1) What element types are you using for the pin and what are you using for the plate?

2) What material models have you specified for each?

3) If you are using a material model requiring some type of defined coefficients, what are they?

4) Is the pin entering the hole? Penetrating some distance? Exiting the back?

5) What failure method are you using to suggest a stress level of 6x the yield?

6) When you say the pin "splits", do you mean as though it shears in half (splits down the middle)?

7) What materials are the pin and plate made of?

8) Is the pin cut along a particular direction of the grain boundary? Or is it random?

Any chance you can post an archive file on engineering.com?

Garland
 
Thanks for the reply.

I am just concerned with the compressive stress in the dowel pin alone right now. We are using 12723lbf (1800psi on a 3" bore cylinder) to insert the pin.
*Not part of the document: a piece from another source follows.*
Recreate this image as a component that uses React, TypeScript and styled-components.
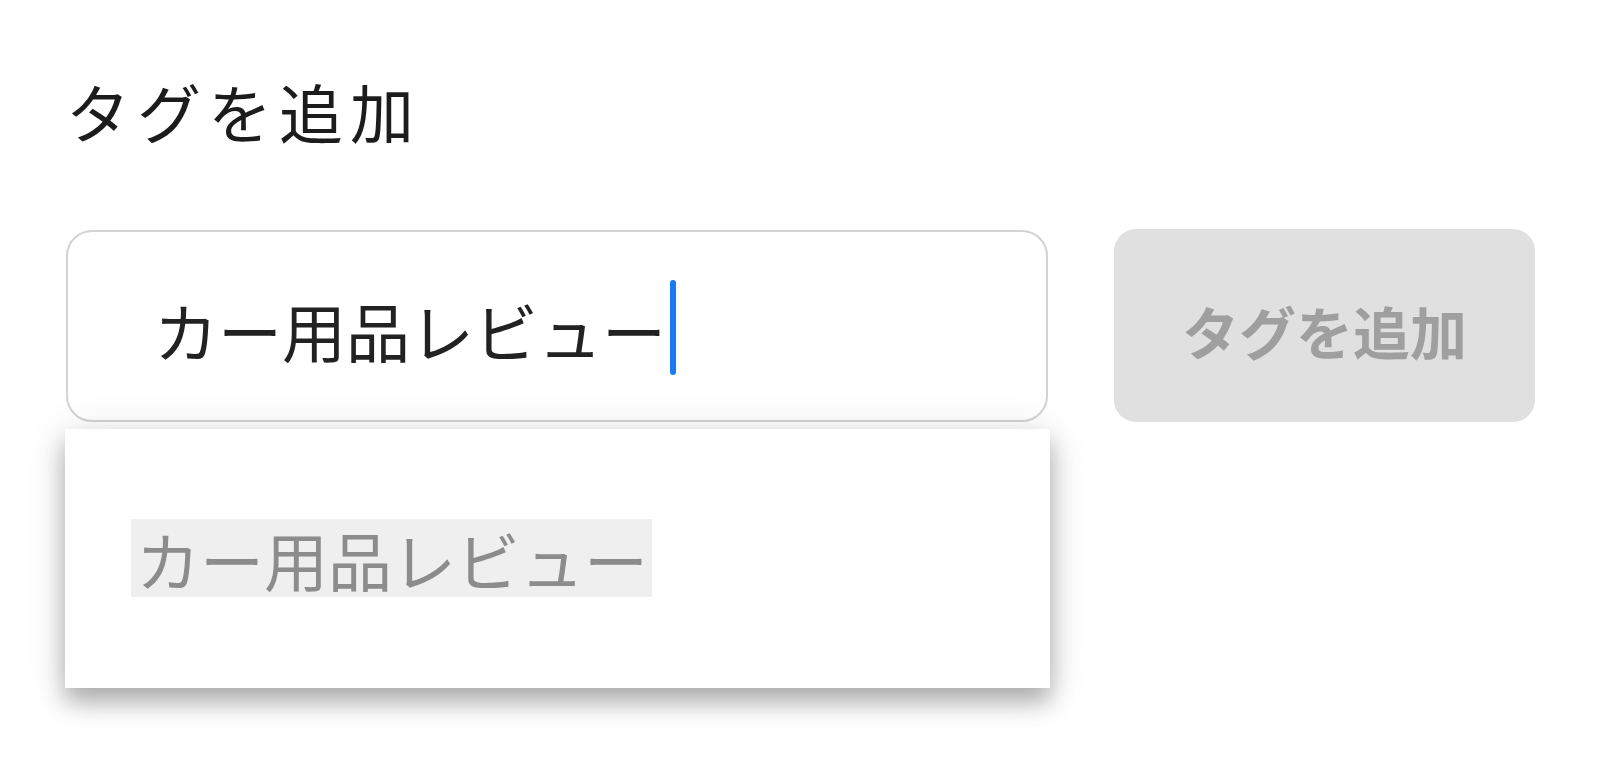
import React from "react";
import styled, { createGlobalStyle } from "styled-components";

const Global = createGlobalStyle`
  html, body { margin: 0; padding: 0; background: #ffffff; }
`;

const Page = styled.div`
  box-sizing: border-box;
  width: 1600px;
  height: 783px;
  padding: 70px 0 0 66px;
`;

const Title = styled.div`
  font-family: "Noto Sans CJK JP", sans-serif;
  font-size: 64px;
  line-height: 80px;
  letter-spacing: 7px;
  color: #1c1c1c;
`;

const Row = styled.div`
  display: flex;
  align-items: flex-start;
  gap: 66px;
  margin-top: 80px;
`;

const Field = styled.div`
  position: relative;
  width: 982px;
`;

const InputBox = styled.div`
  box-sizing: border-box;
  height: 192px;
  border: 2px solid #d3d3d3;
  border-radius: 26px;
  background: #ffffff;
  display: flex;
  align-items: center;
  padding: 6px 0 0 86px;
`;

const InputText = styled.span`
  font-family: "Noto Sans CJK JP", sans-serif;
  font-size: 64px;
  line-height: 1.2;
  color: #222222;
`;

const Caret = styled.span`
  display: inline-block;
  width: 6px;
  height: 95px;
  border-radius: 3px;
  background: #1a7af0;
  margin-left: 4px;
  margin-top: -4px;
`;

const AddButton = styled.button`
  width: 421px;
  height: 193px;
  border: none;
  border-radius: 22px;
  background: #e0e0e0;
  color: #9f9f9f;
  font-family: "Noto Sans CJK JP", sans-serif;
  font-size: 57px;
  font-weight: 700;
  margin-top: -1px;
  padding: 8px 0 0;
`;

const Dropdown = styled.div`
  position: absolute;
  top: 199px;
  left: -1px;
  width: 985px;
  height: 259px;
  background: #ffffff;
  box-shadow: 0 14px 22px rgba(0, 0, 0, 0.28), 0 4px 40px rgba(0, 0, 0, 0.12);
  box-sizing: border-box;
  padding: 90px 0 0 66px;
`;

const Option = styled.div`
  display: inline-block;
  background: #efefef;
  height: 78px;
  line-height: 78px;
  font-family: "Noto Sans CJK JP", sans-serif;
  font-size: 64px;
  color: #8c8c8c;
  padding: 0 4px 0 5px;
`;

export default function App() {
  return (
    <>
      <Global />
      <Page>
        <Title>タグを追加</Title>
        <Row>
          <Field>
            <InputBox>
              <InputText>カー用品レビュー</InputText>
              <Caret />
            </InputBox>
            <Dropdown>
              <Option>カー用品レビュー</Option>
            </Dropdown>
          </Field>
          <AddButton disabled>タグを追加</AddButton>
        </Row>
      </Page>
    </>
  );
}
The pin never fails but if you look at the stress it would suggest that it just "blow" apart.

It is a standard heat treated 1/8 diameter dowel. So roughly an applied load of 12723 lbf over .012^2 inches = 1060250 psi about 4 times the tensile for a dowel at 58 Rc.
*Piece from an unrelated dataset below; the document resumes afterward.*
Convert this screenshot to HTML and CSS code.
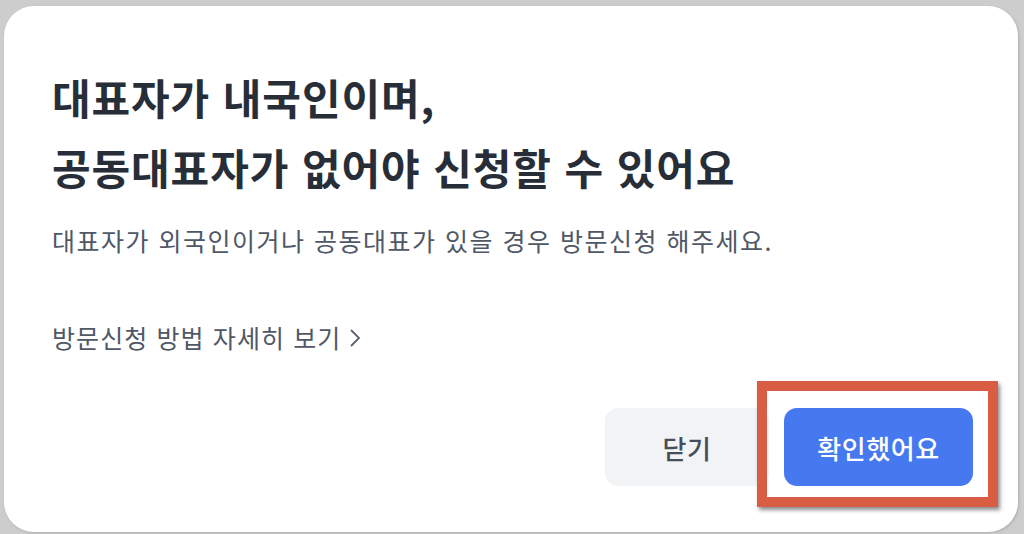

I have not modeled anything as of yet just trying to understand my hand calculations first.

 
ljen,

You are trying to apply a tensile calculation to a non-tensile situation if I understand your scenario correctly. You are pushing a pin in to a hole, but you aren't pushing it against an immovable stopper. The tensile calucation that you are trying to use is for beams that are fixed on one end and loaded along the axis, but your pin is allowed to move...only restricted by friction.

The circumferential load on the pin is based on the load caused by the interference fit. The hole will relax some and the pin will be compressed some. The curcumferential pressure due to the interference will load the pin.

Not sure if any of this makes sense, but you may be able to find more information by looking for stress in rivets. They behave in much the same manner.

By the way, with a pin, I thought you were typically more concerned with shear stress. You typically select a pin material that is much stronger/harder than the material that the hole is in and you are usually trying to increase shear strength between two plates. Just an observation.
 
To get a better idea of interference fits, look up Cylindrical Pressure Fits in your Machinery's Handbook. (Might be under Fits, Pressure or Fits, Cylindrical or Fits, Force.)

Mark's Handbook also has good information on it.

If you want to run some quick hand calcs, Hicks has an equation on it under the topic of Force Fits.

--Scott
 
Thanks, swertel,

I tried looking up "pin" in both the Standard Handbook of Machine Design by Shigley and Mischke, and couldn't find anything, but section 19-4 covers "Inteference Fit - Stresses".